Doch einiges von der Saat fällt auf guten Boden und bringt hundertfache Frucht. Dies gleicht dem Menschen, der mit aufrichtigen und breitwilligen Herzen das Wort hört und daran festhält.
Ist der Acker, von dem hier erzählt wird, wie ein Spiegelbild unseres Lebens? Es ist geprägt von Rückschlägen und Traurigem. So gleicht es einem harten, steinigen Boden. Doch dann schöpfen wir neue Hoffnung, unerwartet geht eine Türe auf und öffnet auch das Herz, damit es das gute aufnehmen kann.
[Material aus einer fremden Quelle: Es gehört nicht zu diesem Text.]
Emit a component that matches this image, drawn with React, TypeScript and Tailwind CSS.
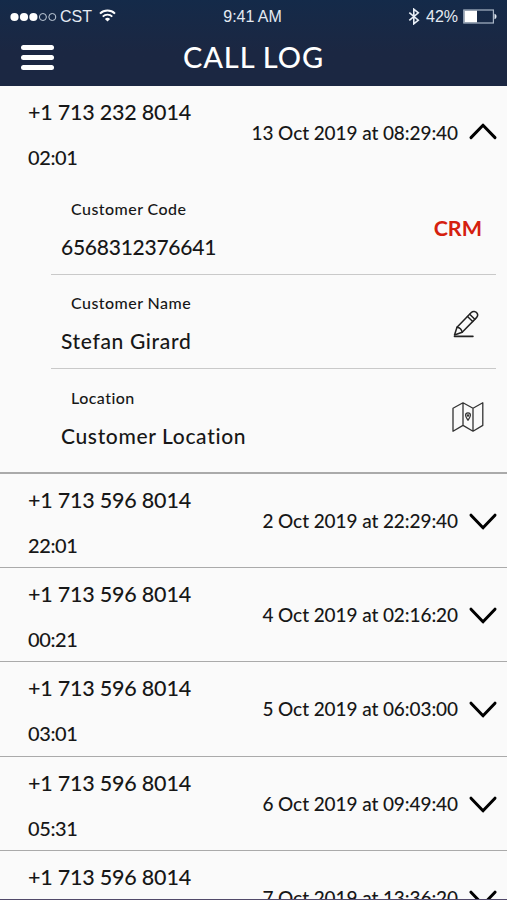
import type { ReactNode } from "react";

type Call = {
  phone: string;
  duration: string;
  date: string;
};

const calls: Call[] = [
  { phone: "+1 713 596 8014", duration: "22:01", date: "2 Oct 2019 at 22:29:40" },
  { phone: "+1 713 596 8014", duration: "00:21", date: "4 Oct 2019 at 02:16:20" },
  { phone: "+1 713 596 8014", duration: "03:01", date: "5 Oct 2019 at 06:03:00" },
  { phone: "+1 713 596 8014", duration: "05:31", date: "6 Oct 2019 at 09:49:40" },
  { phone: "+1 713 596 8014", duration: "", date: "7 Oct 2019 at 13:36:20" },
];

function StatusBar() {
  return (
    <div className="flex h-[33px] items-center justify-between pr-[10px] pl-[10px] font-['Liberation_Sans',sans-serif] text-[16px] text-[#e4ebf3]">
      <div className="flex flex-1 items-center">
        <svg className="shrink-0" fill="none" height="10" viewBox="0 0 48 10" width="48">
          <circle cx="4.5" cy="5" fill="#fff" r="4.1" />
          <circle cx="14" cy="5" fill="#fff" r="4.1" />
          <circle cx="23.4" cy="5" fill="#fff" r="4.1" />
          <circle cx="32.9" cy="5" r="3.5" stroke="#c3cedb" />
          <circle cx="42.3" cy="5" r="3.5" stroke="#c3cedb" />
        </svg>
        <span className="ml-[2px]">CST</span>
        <svg className="ml-[7px] mb-[2px]" fill="none" height="13" viewBox="0 0 17 13" width="17">
          <path d="M1 4.6a10.8 10.8 0 0 1 15 0" stroke="#fff" strokeWidth="1.9" />
          <path d="M3.7 7.6a6.9 6.9 0 0 1 9.6 0" stroke="#fff" strokeWidth="1.8" />
          <path d="M8.5 12.6 5.9 9.9a3.8 3.8 0 0 1 5.2 0z" fill="#fff" />
        </svg>
      </div>
      <span className="mr-[2px] tracking-[-0.05px]">9:41 AM</span>
      <div className="flex flex-1 items-center justify-end">
        <svg fill="none" height="17" viewBox="0 0 12 17" width="12">
          <path
            d="m1.3 4.6 9 7.6-4.5 3.6V1.2l4.5 3.6-9 7.6"
            stroke="#e8eef5"
            strokeWidth="1.6"
          />
        </svg>
        <span className="ml-[6px]">42%</span>
        <svg className="ml-[5px]" fill="none" height="15" viewBox="0 0 34 15" width="34">
          <rect height="13" stroke="#a9b6c6" strokeWidth="1.2" width="29.6" x=".8" y="1" />
          <rect fill="#fff" height="11.6" width="12.5" x="1.5" y="1.7" />
          <path d="M31.5 4.8c2.7.8 2.7 4.6 0 5.4z" fill="#e4ebf3" />
        </svg>
      </div>
    </div>
  );
}

function Header() {
  return (
    <header className="h-[86px] shrink-0 bg-linear-to-b from-[#142a49] to-[#1b2742] to-60%">
      <StatusBar />
      <div className="grid h-[48px] grid-cols-[1fr_auto_1fr] items-center">
        <div className="ml-[21px] flex w-[33px] flex-col gap-[5px]">
          <span className="h-[5px] rounded-full bg-white" />
          <span className="h-[5px] rounded-full bg-white" />
          <span className="h-[5px] rounded-full bg-white" />
        </div>
        <h1 className="mb-[2px] text-[29px] text-white leading-none tracking-[0.9px]">CALL LOG</h1>
      </div>
    </header>
  );
}

function Chevron({ open = false }: { open?: boolean }) {
  return (
    <svg
      className="ml-[10px]"
      fill="none"
      height="20"
      stroke="#000"
      strokeLinecap="round"
      strokeLinejoin="round"
      strokeWidth="3"
      viewBox="0 0 30 20"
      width="30"
    >
      <path d={open ? "M3 14.6 15 2.2 27 14.6" : "M3 4.2 15 16.8 27 4.2"} />
    </svg>
  );
}

function CallSummary({ call, open }: { call: Call; open?: boolean }) {
  return (
    <div className="flex h-[94.4px] shrink-0 items-center justify-between pr-[9px] pl-[28px]">
      <div className="flex flex-col pt-[4px]">
        <span className="h-[45px] text-[21.5px] leading-[45px] tracking-[-0.2px]">{call.phone}</span>
        <span className="h-[45px] text-[20px] leading-[45px] tracking-[-0.4px]">{call.duration}</span>
      </div>
      <div className="flex items-center">
        <span className="text-[19px] leading-6 tracking-[-0.08px]">{call.date}</span>
        <Chevron open={open} />
      </div>
    </div>
  );
}

function Detail({
  label,
  value,
  valueClassName = "tracking-[0.65px]",
  action,
}: {
  label: string;
  value: string;
  valueClassName?: string;
  action: ReactNode;
}) {
  return (
    <div className="flex h-[94.4px] items-center justify-between pl-[10px]">
      <div className="flex flex-col pt-px">
        <span className="ml-[10px] text-base leading-[38px] tracking-[0.45px]">{label}</span>
        <span className={`text-[21px] leading-[38px] ${valueClassName}`}>{value}</span>
      </div>
      {action}
    </div>
  );
}

function PencilIcon() {
  return (
    <svg
      className="mt-[6px] mr-[16px]"
      fill="none"
      height="28"
      stroke="#222"
      strokeLinecap="round"
      strokeLinejoin="round"
      strokeWidth="1.5"
      viewBox="0 0 28 28"
      width="28"
    >
      <path d="M2.5 25 5 17.2 19.3 2.5c1.8-1.8 4.2-1 5.2.1s1.7 3.3 0 5L10.2 22.2 2.5 25" />
      <path d="M5 17.2c2.8.4 4.6 2.1 5.2 5M15.5 6.5l5.2 5M17.7 4.3l5.1 5" />
      <path d="M2.5 26.3h18.4" strokeWidth="1.7" />
    </svg>
  );
}

function MapIcon() {
  return (
    <svg
      className="mt-[2px] mr-[12px]"
      fill="none"
      height="32"
      stroke="#333"
      strokeLinejoin="round"
      strokeWidth="1.3"
      viewBox="0 0 32 32"
      width="32"
    >
      <path d="m1 7.2 10-5.4 10 5.4 9.8-5.4v22.6L21 30.2l-10-5.8-10 5.8zM11 1.8v22.6M21 7.2v23" />
      <path d="M16 19.2c-1.4-2-2.4-3.3-2.4-4.9a2.4 2.5 0 0 1 4.8 0c0 1.6-1 2.9-2.4 4.9z" />
      <circle cx="16" cy="14.4" r=".6" />
    </svg>
  );
}

export default function App() {
  return (
    <div className="flex h-[900px] w-[507px] flex-col overflow-hidden border-[#51496a] border-b bg-[#fafafa] font-medium font-['Lato',sans-serif] text-[#171717]">
      <Header />
      <main className="flex flex-col">
        <section className="flex h-[387.5px] shrink-0 flex-col border-[#aaa] border-b-2">
          <CallSummary
            call={{ phone: "+1 713 232 8014", duration: "02:01", date: "13 Oct 2019 at 08:29:40" }}
            open
          />
          <div className="mr-[11px] ml-[51px] divide-y divide-[#c9c9c9]">
            <Detail
              action={
                <span className="mt-[3px] mr-[14px] font-bold text-[#d5200f] text-[21.5px] leading-none">
                  CRM
                </span>
              }
              label="Customer Code"
              value="6568312376641"
              valueClassName="tracking-[-0.25px]"
            />
            <Detail action={<PencilIcon />} label="Customer Name" value="Stefan Girard" />
            <Detail action={<MapIcon />} label="Location" value="Customer Location" />
          </div>
        </section>
        {calls.map((call) => (
          <section className="shrink-0 border-[#aaa] border-b" key={call.date}>
            <div className="-mb-px">
              <CallSummary call={call} />
            </div>
          </section>
        ))}
      </main>
    </div>
  );
}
Wir gleichen nun der weichen Frühlingserde, die neues Vertrauen in Gott schöpft und die Saat aufnimmt.
Nach dem Gottesdienst erwartete die Kirchgänger ein milder Herbsttag, der zum Verweilen einlud, bei einem Spaziergang durch die bunten Wälder oder über die Felder, die nach frischer Erde riechen. Die Sonne hatte noch Kraft und löste bald den Morgenreif in glitzernden Tau auf. Und dann zog sie weiter auf ihrer Bahn und leuchtete bis in die Abendstunden über einem warmen, goldenen Herbsttag.